You’re right that in many practical cases, a user invoking something like
ANALYZE (MODIFIED_STATS) would also want to include relations that
currently have no statistics. From an operational perspective, “missing
stats” and “modified stats” can overlap.

In my earlier prototype, I did attempt to handle both concerns together.
However, during the previous discussion in the thread, it became clear that
combining the semantics made the behavior less predictable and harder to
reason about. That led to splitting the functionality into two more clearly
defined options:

MISSING_STATS_ONLY → analyze relations lacking statistics.

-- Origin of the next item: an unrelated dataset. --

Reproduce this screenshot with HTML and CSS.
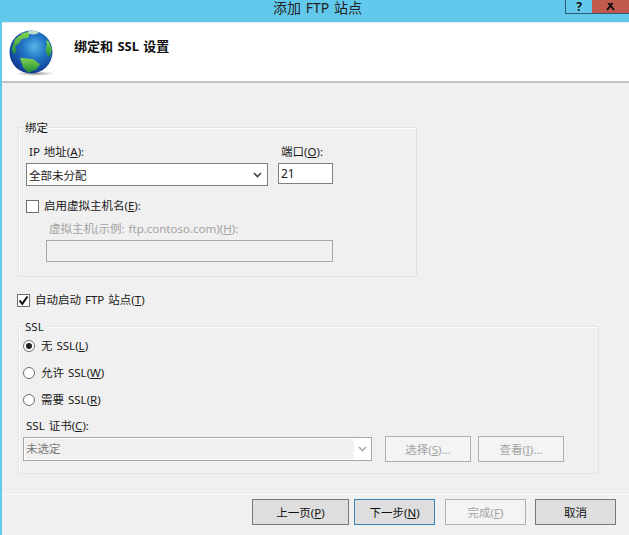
FILE: index.html
```html
<!DOCTYPE html>
<html lang="zh-CN">
<head>
<meta charset="utf-8">
<title>添加 FTP 站点</title>
<link rel="stylesheet" href="styles.css">
</head>
<body>
<div class="window">
  <div class="titlebar">
    <div class="title">添加 FTP 站点</div>
    <div class="caption">
      <div class="cap help">?</div>
      <div class="cap close">
        <svg width="11" height="8" viewBox="0 0 11 8"><path d="M2 -2L9 7M9 -2L2 7" stroke="#111" stroke-width="2" fill="none"/></svg>
      </div>
    </div>
  </div>
  <div class="client">
    <header class="banner">
      <svg class="globe" width="48" height="48" viewBox="0 0 48 48">
        <defs>
          <radialGradient id="ocean" cx="0.58" cy="0.38" r="0.68">
            <stop offset="0" stop-color="#58b4e6"/>
            <stop offset="0.4" stop-color="#2276c6"/>
            <stop offset="0.85" stop-color="#12429a"/>
            <stop offset="1" stop-color="#0d2f7c"/>
          </radialGradient>
          <radialGradient id="shade" cx="0.5" cy="0.5" r="0.5">
            <stop offset="0" stop-color="#555" stop-opacity="0.7"/>
            <stop offset="1" stop-color="#888" stop-opacity="0"/>
          </radialGradient>
          <linearGradient id="land" x1="0" y1="0" x2="0" y2="1">
            <stop offset="0" stop-color="#86d650"/>
            <stop offset="1" stop-color="#1c8a3a"/>
          </linearGradient>
        </defs>
        <ellipse cx="26" cy="45.5" rx="20" ry="2.5" fill="url(#shade)"/>
        <circle cx="22" cy="24" r="21.5" fill="url(#ocean)"/>
        <path d="M2.7 21L6 11.3 14.3 4.7 21 4 19.3 9.7 12.7 11.3 9.3 16.3 6 18 7.7 23 4.3 26.3z" fill="url(#land)"/>
        <path d="M19 3.2L26 2.6 30 5 25 6.5 20 6z" fill="#c4ddc8"/>
        <path d="M37 12L40 14 43 21 41.5 27 39 29 36.5 22 38 17z" fill="url(#land)"/>
        <path d="M11 29.7L24.3 31.3 31 36.3 27.7 41.3 19.3 44.7 14.3 39.7z" fill="url(#land)"/>
      </svg>
      <h1 class="banner-text">绑定和 SSL 设置</h1>
    </header>
    <main class="content">
      <section class="group bind">
        <span class="legend">绑定</span>
        <div class="bind-row">
          <div class="field-ip">
            <label class="lbl ip-lbl">IP 地址(<u>A</u>):</label>
            <div class="select">
              <span>全部未分配</span>
              <svg width="9" height="6" viewBox="0 0 9 6"><path d="M1 1l3.5 3.5L8 1" stroke="#444" stroke-width="1.6" fill="none"/></svg>
            </div>
          </div>
          <div class="field-port">
            <label class="lbl">端口(<u>O</u>):</label>
            <div class="input">21</div>
          </div>
        </div>
        <div class="check-row host-check">
          <span class="box"></span>
          <span class="lbl">启用虚拟主机名(<u>E</u>):</span>
        </div>
        <div class="lbl dim host-lbl">虚拟主机(示例: ftp.contoso.com)(<u>H</u>):</div>
        <div class="input-dis"></div>
      </section>

      <div class="check-row auto">
        <span class="box">
          <svg width="11" height="11" viewBox="0 0 11 11"><path d="M1.5 5.5L4.3 8.8 9.5 1.5" stroke="#111" stroke-width="2" fill="none"/></svg>
        </span>
        <span class="lbl">自动启动 FTP 站点(<u>T</u>)</span>
      </div>

      <section class="group ssl">
        <span class="legend">SSL</span>
        <div class="radio-row first"><span class="radio on"></span><span class="lbl">无 SSL(<u>L</u>)</span></div>
        <div class="radio-row"><span class="radio"></span><span class="lbl">允许 SSL(<u>W</u>)</span></div>
        <div class="radio-row"><span class="radio"></span><span class="lbl">需要 SSL(<u>R</u>)</span></div>
        <div class="lbl cert-lbl">SSL 证书(<u>C</u>):</div>
        <div class="cert-row">
          <div class="select-dis">
            <span class="sel-val">未选定</span>
            <span class="sel-arrow"><svg width="9" height="6" viewBox="0 0 9 6"><path d="M1 1l3.5 3.5L8 1" stroke="#aaa" stroke-width="1.6" fill="none"/></svg></span>
          </div>
          <div class="btn dis cert-btn">选择(<u>S</u>)...</div>
          <div class="btn dis cert-btn">查看(<u>I</u>)...</div>
        </div>
      </section>
    </main>
    <footer class="footer">
      <div class="btn w97">上一页(<u>P</u>)</div>
      <div class="btn w81 default">下一步(<u>N</u>)</div>
      <div class="btn w81 dis">完成(<u>F</u>)</div>
      <div class="btn w81">取消</div>
    </footer>
  </div>
</div>
</body>
</html>
```
FILE: styles.css
```css
* { box-sizing: border-box; }
html, body { margin: 0; padding: 0; }
body {
  width: 629px;
  height: 535px;
  overflow: hidden;
  background: #f0f0f0;
  font-family: "Noto Sans", "Noto Sans CJK SC", sans-serif;
  font-size: 11.5px;
  word-spacing: 1px;
  color: #1a1a1a;
}
.window { display: flex; flex-direction: column; height: 535px; background: #62c9ec; }
.titlebar { position: relative; height: 22px; flex: none; display: flex; justify-content: center; }
.title { font-size: 14px; line-height: 16px; color: #222; margin-left: 6px; }
.caption { position: absolute; top: 0; right: 0; display: flex; }
.cap { height: 14px; display: flex; align-items: flex-end; justify-content: center; }
.help {
  width: 27px;
  border: 1px solid #2c5d70;
  border-top: 0;
  border-right: 0;
  background: #62c9ec;
  font-weight: 700;
  font-size: 12px;
  line-height: 13px;
  color: #111;
}
.close { width: 37px; background: #c25a4f; border-bottom: 1px solid #2c5d70; }
.close svg { margin-bottom: 2px; }
.client { flex: 1; margin-left: 2px; background: #f0f0f0; display: flex; flex-direction: column; min-height: 0; }
.banner {
  height: 61px;
  flex: none;
  background: #fff;
  border-top: 1px solid #dfe8ec;
  border-bottom: 2px solid #c4c4c4;
  display: flex;
  align-items: flex-start;
}
.globe { margin: 5px 0 0 7px; flex: none; }
.banner-text { margin: 14px 0 0 17px; font-size: 13px; line-height: 18px; font-weight: 700; color: #111; }
.content { flex: 1; padding: 44px 0 0 16px; position: relative; }
.group { position: relative; border: 1px solid #dde4e8; border-radius: 2px; background: #f0f0f0; box-shadow: 1px 1px 0 #fff inset; }
.legend { position: absolute; top: -7px; left: 4px; padding: 0 2px; line-height: 14px; background: #f0f0f0; }
.lbl { line-height: 14px; white-space: nowrap; }
.lbl u { text-underline-offset: 1px; }
.bind { width: 399px; height: 150px; padding: 17px 0 0 7px; }
.bind-row { display: flex; gap: 10px; }
.field-ip { width: 242px; }
.field-port { width: 55px; }
.ip-lbl { padding-left: 3px; }
.field-ip .lbl, .field-port .lbl { display: block; margin-bottom: 4px; }
.field-port .lbl { padding-left: 3px; }
.select {
  height: 23px;
  border: 1px solid #7f7f7f;
  background: #fff;
  display: flex;
  align-items: center;
  justify-content: space-between;
  padding: 0 5px 0 2px;
}
.input {
  height: 21px;
  border: 1px solid #7f7f7f;
  background: #fff;
  padding-left: 2px;
  line-height: 19px;
  font-size: 12px;
}
.check-row { display: flex; align-items: center; gap: 5px; }
.box {
  width: 13px;
  height: 13px;
  flex: none;
  border: 1px solid #6f6f6f;
  background: #fff;
  display: flex;
  align-items: center;
  justify-content: center;
}
.host-check { margin-top: 13px; }
.host-lbl { margin: 9px 0 0 23px; }
.dim { color: #a3a3a3; }
.input-dis { width: 287px; height: 22px; margin: 4px 0 0 20px; border: 1px solid #a8a8a8; background: #f0f0f0; }
.auto { margin: 16px 0 0 -1px; height: 14px; }
.ssl { width: 581px; height: 148px; margin-top: 19px; padding: 12px 0 0 4px; }
.radio-row { display: flex; align-items: center; gap: 6px; height: 14px; margin-bottom: 13px; }
.radio {
  width: 12px;
  height: 12px;
  flex: none;
  border-radius: 50%;
  border: 1px solid #6f6f6f;
  background: #fff;
  display: flex;
  align-items: center;
  justify-content: center;
}
.radio.on::after { content: ""; width: 6px; height: 6px; border-radius: 50%; background: #222; }
.cert-lbl { margin: -1px 0 3px 3px; }
.cert-row { display: flex; align-items: flex-start; gap: 13px; height: 26px; }
.select-dis {
  width: 349px;
  height: 24px;
  margin-top: 1px;
  border: 1px solid #a8a8a8;
  background: #fff;
  display: flex;
  align-items: stretch;
  color: #7a7a7a;
  padding: 1px;
}
.sel-val { flex: 1; background: #f0f0f0; padding-left: 1px; line-height: 20px; }
.sel-arrow { width: 16px; display: flex; align-items: center; justify-content: center; }
.cert-row .btn { height: 26px; }
.cert-btn { width: 86px; }
.cert-btn + .cert-btn { margin-left: -6px; }
.footer {
  height: 41px;
  flex: none;
  border-top: 1px solid #fbfbfb;
  display: flex;
  align-items: flex-start;
  padding: 4px 0 0 250px;
}
.btn {
  height: 26px;
  border: 1px solid #7a7a7a;
  background: #dedede;
  display: flex;
  align-items: center;
  justify-content: center;
  white-space: nowrap;
  color: #111;
}
.btn.dis { border-color: #b0b0b0; background: #f4f4f4; color: #a3a3a3; }
.btn.default { border-color: #3c7fb1; }
.w97 { width: 97px; }
.w81 { width: 81px; }
.footer .w97 { margin-right: 5px; }
.footer .default { margin-right: 10px; }
.footer .dis { margin-right: 9px; }
```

MODIFIED_STATS (proposed) → analyze relations whose statistics may be stale
due to modifications.

The motivation for separation was semantic clarity:

MISSING_STATS_ONLY is catalog-based and persistent (derived from
pg_statistic / pg_statistic_ext).

MODIFIED_STATS would likely depend on modification counters or thresholds
(similar to autoanalyze logic), which are transient and not
crash-persistent.

Keeping them distinct allows each option to have a well-defined and
predictable contract.

That said, your naming suggestion is interesting. A name such as
SKIP_UNMODIFIED does express the behavior from the inverse perspective and
may indeed be clearer. Another possible direction could be:

ANALYZE (MISSING_STATS_ONLY)

ANALYZE (SKIP_UNMODIFIED)

Or potentially allowing both options together, if that proves semantically
consistent.

I’m very open to adjusting the naming and/or semantics if the consensus is
that a combined approach would be more practical.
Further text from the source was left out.